§ Job
From the listing below, pick out each line with the word "Rebuild".

§ Material shown

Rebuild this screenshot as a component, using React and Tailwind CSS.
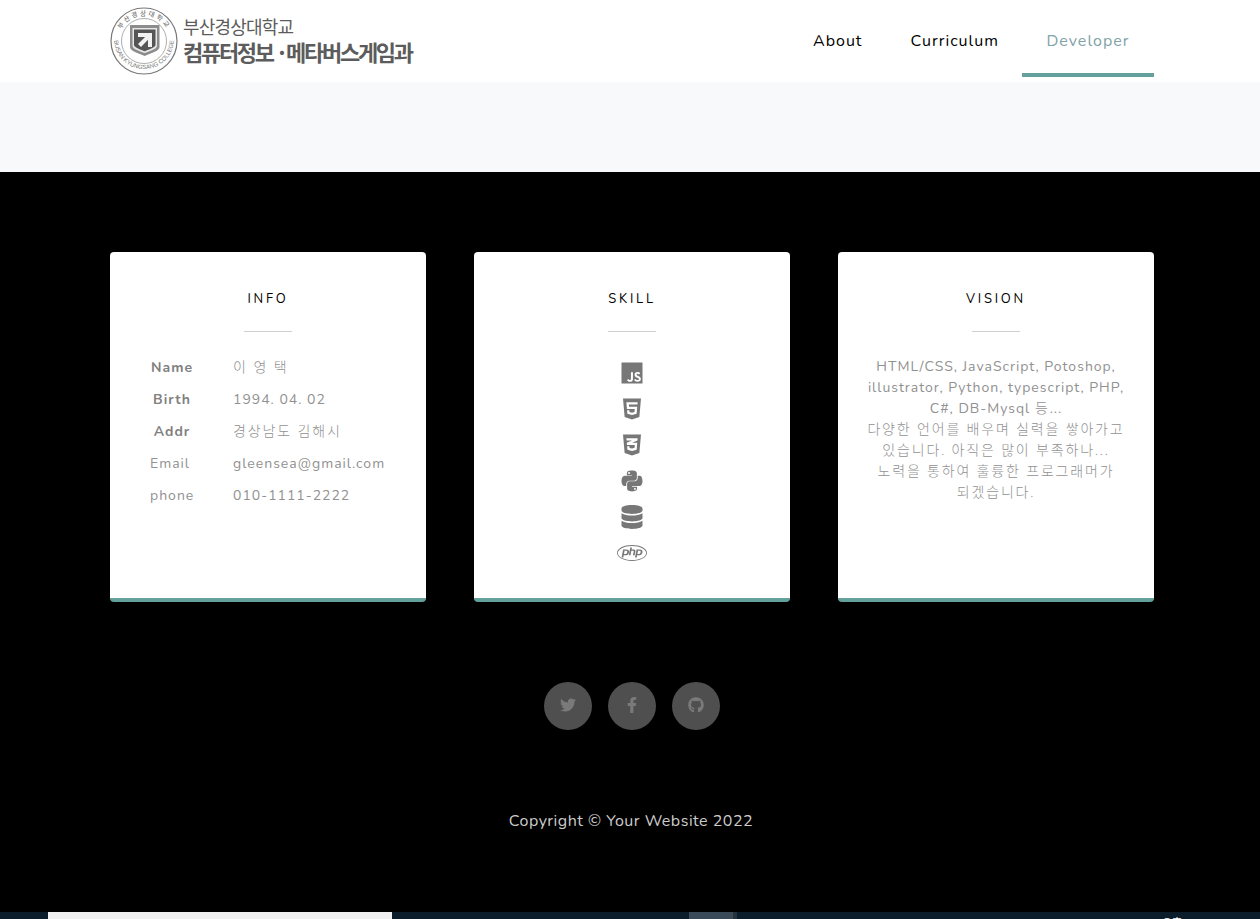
import { FaCss3Alt, FaDatabase, FaFacebookF, FaGithub, FaHtml5, FaJs, FaPhp, FaPython, FaTwitter } from 'react-icons/fa'

const font = "font-['Nunito','Lato','Noto_Sans','Noto_Sans_CJK_KR',sans-serif]"

function Seal() {
  return (
    <svg width="68" height="68" viewBox="0 0 68 68" className="shrink-0">
      <defs>
        <path id="sealTop" d="M 8.5 34 A 25.5 25.5 0 0 1 59.5 34" />
        <path id="sealBottom" d="M 4 32 A 30 30 0 0 0 64 32" />
      </defs>
      <circle cx="34" cy="34" r="33" fill="none" stroke="#777" strokeWidth="1.2" />
      <circle cx="34" cy="34" r="22.5" fill="none" stroke="#999" strokeWidth="0.8" />
      <text fontSize="6.5" fontWeight="500" fill="#777" fontFamily="'Noto Sans CJK KR',sans-serif">
        <textPath href="#sealTop" startOffset="50%" textAnchor="middle" letterSpacing="2">부산경상대학교</textPath>
      </text>
      <text fontSize="6" fill="#777" fontFamily="'Liberation Sans',sans-serif">
        <textPath href="#sealBottom" startOffset="50%" textAnchor="middle">BUSAN KYUNGSANG COLLEGE</textPath>
      </text>
      <g transform="translate(0.5 -2)">
        <path d="M19.5 20 H49 V42 C49 46 40 48.5 34.2 51 C28 48.5 19.5 46 19.5 42 Z" fill="#8c8c8c" />
        <path d="M22 23 H46.5 V41 C46.5 44 38 46.5 34.2 48 C30 46.5 22 44 22 41 Z" fill="#e6e6e6" />
        <path d="M23.5 24.5 H45 V40 C45 42.5 37 45 34.2 46.3 C31 45 23.5 42.5 23.5 40 Z" fill="#555" />
        <path d="M27.5 28 H41.5 V42 H37.5 V34.8 L30.5 42 L27.5 39 L34.6 32 H27.5 Z" fill="#f2f2f2" />
      </g>
    </svg>
  )
}

function Logo() {
  return (
    <div className="flex items-start">
      <Seal />
      <div className="ml-[5px] mt-[8px] font-['Noto_Sans_CJK_KR',sans-serif] text-[#5c5c5c]">
        <div className="text-[18px] leading-[22px] tracking-[-0.8px]">부산경상대학교</div>
        <div className="mt-[2px] text-[22px] leading-[24px] font-bold tracking-[-2.3px] whitespace-nowrap">컴퓨터정보 ·메타버스게임과</div>
      </div>
    </div>
  )
}

function NavLink({ children, className }) {
  return (
    <a className={`block h-[77px] pl-6 pt-[29px] text-[16px] leading-[24px] tracking-[1px] border-b-4 ${className}`}>
      {children}
    </a>
  )
}

function Card({ title, children }) {
  return (
    <div className="h-[350px] bg-white rounded-[4px] border-b-4 border-[#64a19d] pt-[38px]">
      <h4 className="text-center text-[13px] leading-[19px] tracking-[2.8px] text-black uppercase font-normal">{title}</h4>
      <hr className="w-12 mx-auto mt-[22px] mb-[24px] border-t border-[#cfcfcf]" />
      {children}
    </div>
  )
}

const info = [
  ['Name', <span className="tracking-[2px] font-light">이 영 택</span>, true],
  ['Birth', '1994. 04. 02', true],
  ['Addr', <span className="tracking-[1.9px] font-light">경상남도 김해시</span>, true],
  ['Email', 'gleensea@gmail.com', false],
  ['phone', '010-1111-2222', false],
]

const skills = [
  [FaJs, 24],
  [FaHtml5, 24],
  [FaCss3Alt, 24],
  [FaPython, 24],
  [FaDatabase, 24],
  [FaPhp, 30],
]

function InfoCard() {
  return (
    <Card title="Info">
      <div className="pl-10 mt-[-5px] text-[14px] tracking-[1px] text-[#919191]">
        {info.map(([label, value, bold]) => (
          <div key={label} className="flex h-8 items-center">
            <div className={`w-[44px] whitespace-nowrap ${bold ? 'text-center font-bold text-[#808080]' : ''}`}>{label}</div>
            <div className="ml-[39px] whitespace-nowrap">{value}</div>
          </div>
        ))}
      </div>
    </Card>
  )
}

function SkillCard() {
  return (
    <Card title="Skill">
      <div className="flex flex-col items-center text-[#777] mt-[-1px]">
        {skills.map(([Icon, size], i) => (
          <div key={i} className="h-9 flex items-center justify-center">
            <Icon size={size} />
          </div>
        ))}
      </div>
    </Card>
  )
}

function Ko({ children }) {
  return <span className="tracking-[1.85px] font-light">{children}</span>
}

function VisionCard() {
  return (
    <Card title="Vision">
      <p className="text-center text-[14px] leading-[21px] tracking-[1px] text-[#919191] whitespace-nowrap">
        HTML/CSS, JavaScript, Potoshop,
        <br />
        illustrator, Python, typescript, PHP,
        <br />
        C#, DB-Mysql <Ko>등</Ko>...
        <br />
        <Ko>다양한 언어를 배우며 실력을 쌓아가고</Ko>
        <br />
        <Ko>있습니다. 아직은 많이 부족하나...</Ko>
        <br />
        <Ko>노력을 통하여 훌륭한 프로그래머가</Ko>
        <br />
        <Ko>되겠습니다.</Ko>
      </p>
    </Card>
  )
}

function Social({ children }) {
  return (
    <a className="w-12 h-12 rounded-full bg-[#4f4f4f] text-[#7a7a7a] flex items-center justify-center pb-[2px]">
      {children}
    </a>
  )
}

export default function App() {
  return (
    <div className={`h-[919px] overflow-hidden flex flex-col bg-black ${font}`}>
      <header className="h-[82px] bg-white pl-[110px] pr-[106px] flex justify-between items-start shrink-0">
        <div className="pt-[7px]"><Logo /></div>
        <nav className="flex">
          <NavLink className="pr-6 text-black border-transparent">About</NavLink>
          <NavLink className="pr-[23px] text-black border-transparent">Curriculum</NavLink>
          <NavLink className="w-[132px] pr-6 text-center text-[#7fa3a6] border-[#64a19d]">Developer</NavLink>
        </nav>
      </header>
      <div className="h-[90px] bg-[#f8f9fa] shrink-0" />
      <main className="h-[740px] shrink-0 bg-black pt-20 pl-[110px] pr-[106px]">
        <div className="grid grid-cols-3 gap-12">
          <InfoCard />
          <SkillCard />
          <VisionCard />
        </div>
        <div className="flex justify-center gap-4 mt-20">
          <Social><FaTwitter size={16} /></Social>
          <Social><FaFacebookF size={16} /></Social>
          <Social><FaGithub size={16} /></Social>
        </div>
        <p className="mt-[79px] pr-[2px] text-center text-[16px] leading-[24px] tracking-[0.5px] text-[#cccccc]">Copyright © Your Website 2022</p>
      </main>
      <div className="h-[7px] bg-[#0b1d2b] flex overflow-hidden relative shrink-0">
        <div className="w-[48px]" />
        <div className="w-[344px] bg-[#f0f0f0]" />
        <div className="w-[297px]" />
        <div className="w-[44px] bg-[#3a4a58]" />
        <div className="w-[4px] bg-[#26333f]" />
        <div className="ml-auto w-[98px] pt-[3px] text-[11px] leading-[14px] text-white font-['Noto_Sans_CJK_KR',sans-serif] whitespace-nowrap">오후 4:02</div>
      </div>
    </div>
  )
}
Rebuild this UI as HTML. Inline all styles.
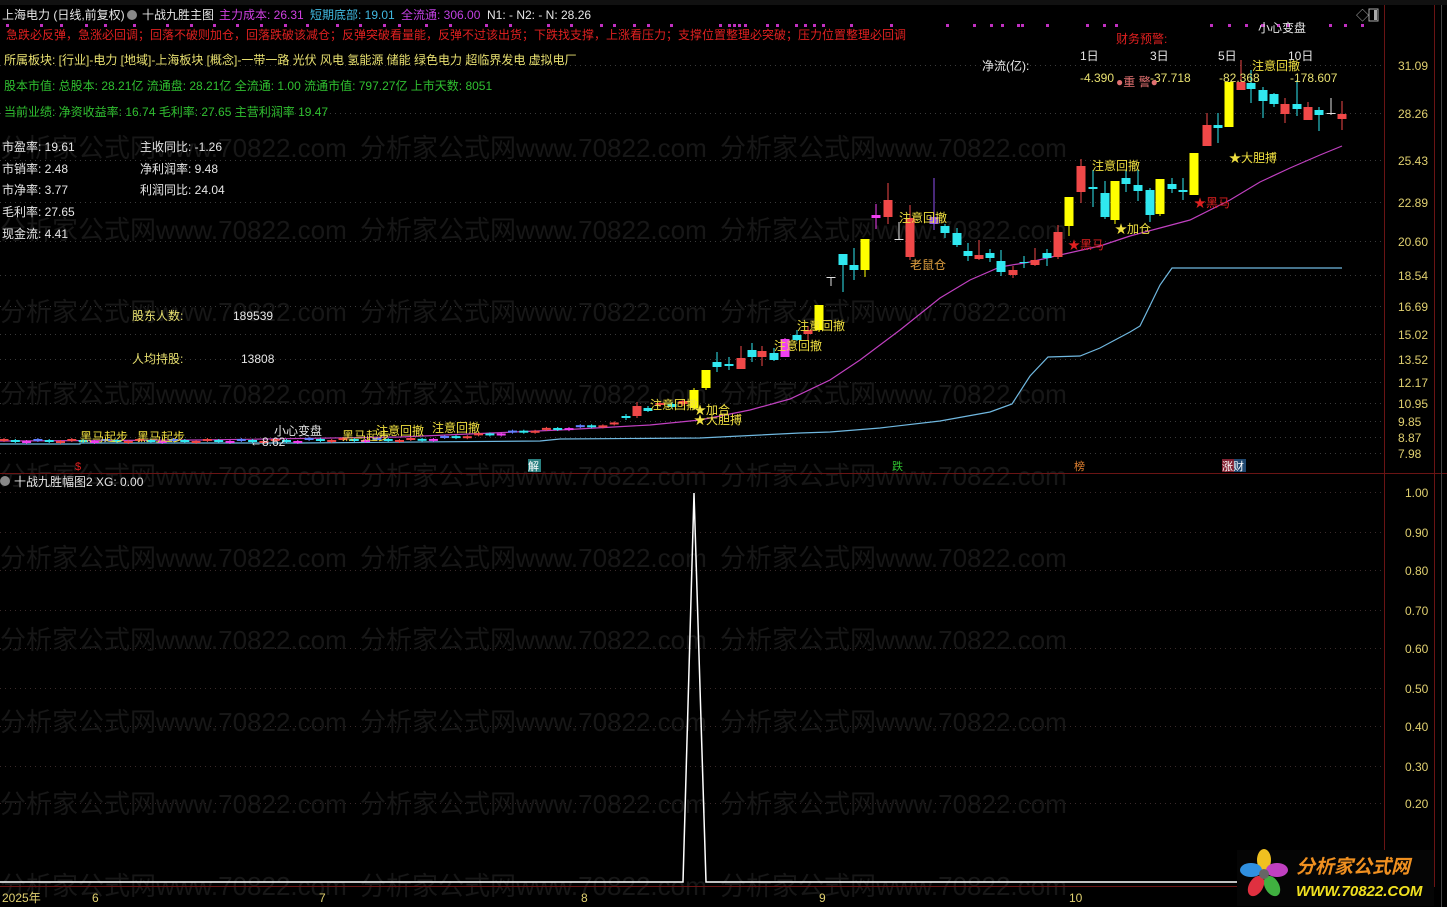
<!DOCTYPE html>
<html><head><meta charset="utf-8">
<style>
html,body{margin:0;padding:0;background:#000;width:1447px;height:907px;overflow:hidden}
svg{display:block;font-size:12px}
text{font-family:"Liberation Sans","Noto Sans CJK SC",sans-serif}
</style></head><body>
<svg id="s" width="1447" height="907" xmlns="http://www.w3.org/2000/svg" font-size="12">
<rect width="1447" height="907" fill="#000"/>
<g id="grid"></g>
<g id="wm" fill="#171717"></g>
<line x1="1384.5" y1="0" x2="1384.5" y2="887" stroke="#6a1414"/>
<line x1="1434.5" y1="0" x2="1434.5" y2="887" stroke="#6a1414"/>
<line x1="0" y1="473.5" x2="1447" y2="473.5" stroke="#6a1414"/>
<line x1="0" y1="886.5" x2="1434" y2="886.5" stroke="#6a1414"/>
<line x1="1441.5" y1="0" x2="1441.5" y2="907" stroke="#444"/>
<rect x="0" y="0" width="1447" height="5" fill="#111"/>
<g id="lines"></g>
<g id="candles"></g>
<text x="2" y="19" fill="#e6e6e6">上海电力 (日线,前复权)</text>
<circle cx="132" cy="15" r="5" fill="#888"/>
<text x="142" y="19" fill="#e6e6e6">十战九胜主图</text>
<text x="219" y="19" fill="#d040e0">主力成本: 26.31</text>
<text x="310" y="19" fill="#40b8e0">短期底部: 19.01</text>
<text x="401" y="19" fill="#c040e0">全流通: 306.00</text>
<text x="487" y="19" fill="#e6e6e6">N1: -  N2: -  N: 28.26</text>
<g id="dots" fill="#c030c0"></g>
<text x="6" y="39" fill="#e02020">急跌必反弹，急涨必回调；回落不破则加仓，回落跌破该减仓；反弹突破看量能，反弹不过该出货；下跌找支撑，上涨看压力；支撑位置整理必突破；压力位置整理必回调</text>
<text x="4" y="64" fill="#e8e070">所属板块: [行业]-电力 [地域]-上海板块 [概念]-一带一路 光伏 风电 氢能源 储能 绿色电力 超临界发电 虚拟电厂</text>
<text x="4" y="90" fill="#30c030">股本市值: 总股本: 28.21亿 流通盘: 28.21亿 全流通: 1.00 流通市值: 797.27亿 上市天数: 8051</text>
<text x="4" y="116" fill="#30c030">当前业绩: 净资收益率: 16.74 毛利率: 27.65 主营利润率 19.47</text>
<g fill="#e6e6e6">
<text x="2" y="151">市盈率: 19.61</text><text x="140" y="151">主收同比: -1.26</text>
<text x="2" y="173">市销率: 2.48</text><text x="140" y="173">净利润率: 9.48</text>
<text x="2" y="194">市净率: 3.77</text><text x="140" y="194">利润同比: 24.04</text>
<text x="2" y="216">毛利率: 27.65</text>
<text x="2" y="238">现金流: 4.41</text>
<text x="233" y="320">189539</text>
<text x="241" y="363">13808</text>
</g>
<text x="132" y="320" fill="#e8e070">股东人数:</text>
<text x="132" y="363" fill="#e8e070">人均持股:</text>
<text x="1116" y="43" fill="#e02020">财务预警:</text>
<text x="982" y="70" fill="#e6e6e6">净流(亿):</text>
<text x="1080" y="60" fill="#e6e6e6">1日</text>
<text x="1150" y="60" fill="#e6e6e6">3日</text>
<text x="1218" y="60" fill="#e6e6e6">5日</text>
<text x="1288" y="60" fill="#e6e6e6">10日</text>
<text x="1080" y="82" fill="#e8e070">-4.390</text>
<text x="1150" y="82" fill="#e8e070">-37.718</text>
<text x="1219" y="82" fill="#e8e070">-82.368</text>
<text x="1290" y="82" fill="#e8e070">-178.607</text>
<text x="1116" y="86" fill="#e07070">●重 警●</text>
<text x="1258" y="32" fill="#e6e6e6">小心变盘</text>
<text x="1356" y="20" fill="#aaa" font-size="13">◇</text>
<rect x="1369" y="9" width="9" height="12" fill="none" stroke="#aaa"/>
<rect x="1374" y="10" width="3" height="10" fill="#aaa"/>
<g fill="#e0d070" id="ylab"></g>
<g fill="#f0e040">
<text x="80" y="441">黑马起步</text><text x="137" y="441">黑马起步</text>
<text x="342" y="440">黑马起步</text><text x="376" y="435">注意回撤</text><text x="432" y="432">注意回撤</text>
<text x="650" y="409">注意回撤</text><text x="694" y="414">★加合</text><text x="694" y="424">★大胆搏</text>
<text x="774" y="350">注意回撤</text><text x="797" y="330">注意回撤</text>
<text x="899" y="222">注意回撤</text><text x="1092" y="170">注意回撤</text>
<text x="1115" y="233">★加仓</text><text x="1229" y="162">★大胆搏</text>
<text x="1252" y="70">注意回撤</text>
</g>
<text x="910" y="269" fill="#e0a040">老鼠仓</text>
<text x="274" y="435" fill="#e6e6e6">小心变盘</text>
<text x="250" y="446" fill="#e6e6e6">←8.62</text>
<text x="1068" y="249" fill="#e02020">★黑马</text>
<text x="1194" y="207" fill="#e02020">★黑马</text>
<text x="75" y="470" fill="#e02020" font-size="11">$</text>
<rect x="528" y="459" width="13" height="13" fill="#2a8080"/><text x="528" y="470" fill="#fff" font-size="11">解</text>
<text x="892" y="470" fill="#30c030" font-size="11">跌</text>
<text x="1074" y="470" fill="#e08030" font-size="11">榜</text>
<rect x="1222" y="459" width="12" height="13" fill="#802030"/><rect x="1234" y="459" width="12" height="13" fill="#204870"/>
<text x="1222" y="470" fill="#fff" font-size="11">涨财</text>
<circle cx="5" cy="481" r="5" fill="#888"/>
<text x="14" y="486" fill="#e6e6e6">十战九胜幅图2  XG: 0.00</text>
<polyline points="0,882 683,882 694,493 706,882 1240,882" fill="none" stroke="#fff" stroke-width="1.5"/>
<g fill="#e0d070">
<text x="2" y="902">2025年</text><text x="92" y="902">6</text><text x="319" y="902">7</text><text x="581" y="902">8</text><text x="819" y="902">9</text><text x="1069" y="902">10</text>
</g>
<rect x="1237" y="850" width="197" height="56" fill="#050505"/>
<g transform="translate(1264,874)">
<ellipse cx="0" cy="-14" rx="7" ry="11" fill="#f0c020"/>
<ellipse cx="13" cy="-4" rx="11" ry="7" fill="#c040c0"/>
<ellipse cx="8" cy="12" rx="7" ry="11" fill="#40b040" transform="rotate(-30 8 12)"/>
<ellipse cx="-8" cy="12" rx="7" ry="11" fill="#e03040" transform="rotate(30 -8 12)"/>
<ellipse cx="-13" cy="-4" rx="11" ry="7" fill="#3090e0"/>
<circle r="5" fill="#666"/>
</g>
<text x="1296" y="873" fill="#f09020" font-size="19" font-weight="bold" font-style="italic">分析家公式网</text>
<text x="1296" y="896" fill="#f0e020" font-size="15" font-weight="bold" font-style="italic">WWW.70822.COM</text>
</svg>
<script>
var NS="http://www.w3.org/2000/svg";
function el(p,t,a,txt){var e=document.createElementNS(NS,t);for(var k in a)e.setAttribute(k,a[k]);if(txt)e.textContent=txt;document.getElementById(p).appendChild(e);return e;}
var ys=[65,113,160,202,241,275,306,334,359,382,403,421,437,453];
var lab=["31.09","28.26","25.43","22.89","20.60","18.54","16.69","15.02","13.52","12.17","10.95","9.85","8.87","7.98"];
ys.forEach(function(y,i){el("grid","line",{x1:0,y1:y+.5,x2:1384,y2:y+.5,stroke:"#3a3a3a","stroke-dasharray":"1 4"});el("ylab","text",{x:1398,y:y+5},lab[i]);});
var by=[492,532,570,610,648,688,726,766,803],bl=["1.00","0.90","0.80","0.70","0.60","0.50","0.40","0.30","0.20"];
by.forEach(function(y,i){el("grid","line",{x1:0,y1:y+.5,x2:1384,y2:y+.5,stroke:"#3a2a2a","stroke-dasharray":"1 4"});el("ylab","text",{x:1405,y:y+5},bl[i]);});
[147,229,311,393,475,557,639,721,803,885].forEach(function(y){for(var x=0;x<1000;x+=360){el("wm","text",{x:x,y:y+10,"font-size":"26"},"分析家公式网www.70822.com");}});
[6,40,60,85,104,133,166,190,213,236,260,284,306,336,359,383,398,425,449,485,509,547,570,600,613,633,647,670,719,728,733,738,744,766,776,795,804,813,822,850,890,946,973,990,1001,1017,1021,1046,1086,1103,1115,1210,1228,1245,1261,1262,1277,1287,1329,1344,1361].forEach(function(x){el("dots","rect",{x:x,y:24,width:3,height:3});});
el("lines","polyline",{points:"0,441 200,440 400,437 560,430 650,425 700,420 750,410 790,399 830,380 860,360 900,330 940,298 970,280 1000,267 1030,262 1060,255 1100,246 1130,236 1160,228 1190,220 1230,200 1260,182 1290,168 1320,155 1342,146",fill:"none",stroke:"#c040c0","stroke-width":1.2});
el("lines","polyline",{points:"0,444 80,444 80,443 300,443 540,441 560,439 700,438 800,433 830,432 880,428 940,421 990,412 1012,404 1030,376 1048,357 1080,356 1100,348 1130,332 1140,326 1160,285 1172,268 1342,268",fill:"none",stroke:"#70b8e0","stroke-width":1.2});
var R="#f04848",C="#30e8f0",Y="#ffff00",M="#f040f0",W="#e0e0e0",P="#9050f0";
var cs=[[626,416,418,414,420,C],[637,406,416,402,418,R],[648,408,411,406,412,C],[660,403,405,401,407,R],[672,404,407,402,409,C],[683,401,404,399,406,R],
[694,390,408,388,410,Y],[706,370,388,370,390,Y],[717,362,367,352,372,C],[729,364,366,357,370,C],[741,358,369,346,369,R],[752,350,357,343,362,C],[762,351,357,346,366,R],[774,353,360,348,361,C],[785,339,357,338,357,M],[797,335,340,330,341,C],[808,330,334,326,340,R],[819,305,330,305,332,Y],[831,277,278,277,286,W],[843,254,265,254,292,C],[854,265,270,248,280,C],[865,239,270,239,277,Y],[876,215,218,204,229,M],[888,200,217,183,224,R],[899,239,240,222,240,W],[910,218,257,205,260,R],[934,217,224,178,230,P],[945,226,233,224,238,C],[957,233,245,228,247,C],[968,251,256,243,261,C],[979,255,259,240,260,R],[990,253,258,249,262,C],[1001,261,272,250,276,C],[1013,270,275,266,278,R],[1024,262,263,256,268,C],[1035,260,265,248,266,R],[1047,253,258,249,266,C],[1058,232,257,225,259,R],[1069,197,226,197,236,Y],[1081,166,192,159,203,R],[1093,187,189,170,207,C],[1105,193,217,181,219,C],[1115,181,220,181,224,Y],[1126,178,184,170,192,C],[1138,185,191,170,201,C],[1150,190,215,188,222,C],[1160,179,214,179,216,Y],[1172,184,189,178,193,C],[1183,190,192,178,200,C],[1194,153,195,153,195,Y],[1207,125,146,113,146,R],[1218,125,128,113,143,C],[1229,82,127,82,127,Y],[1241,82,90,60,90,R],[1251,83,89,70,103,C],[1263,90,101,87,118,C],[1274,94,104,93,107,C],[1285,104,114,98,123,R],[1297,104,109,80,116,C],[1308,107,120,102,120,R],[1319,110,115,107,131,C],[1331,113,114,98,115,W],[1342,114,119,101,130,R]];
var cols=[R,C,M,"#6080ff",C,R];
for(var x=4,i=0;x<620;x+=11.3,i++){var y=440-Math.max(0,(x-420))*0.08-(x<300?0:1)+(i%3);cs.unshift([x,y-1,y+1,y-2,y+2,cols[i%6]]);}
cs.forEach(function(c){el("candles","line",{x1:c[0],y1:c[3],x2:c[0],y2:c[4],stroke:c[5]});el("candles","rect",{x:c[0]-4.5,y:c[1],width:9,height:Math.max(1,c[2]-c[1]),fill:c[5]});});
</script>
</body></html>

§ Final result
Rebuild this screenshot as a component, using React and Tailwind CSS.
Rebuild this UI as HTML. Inline all styles.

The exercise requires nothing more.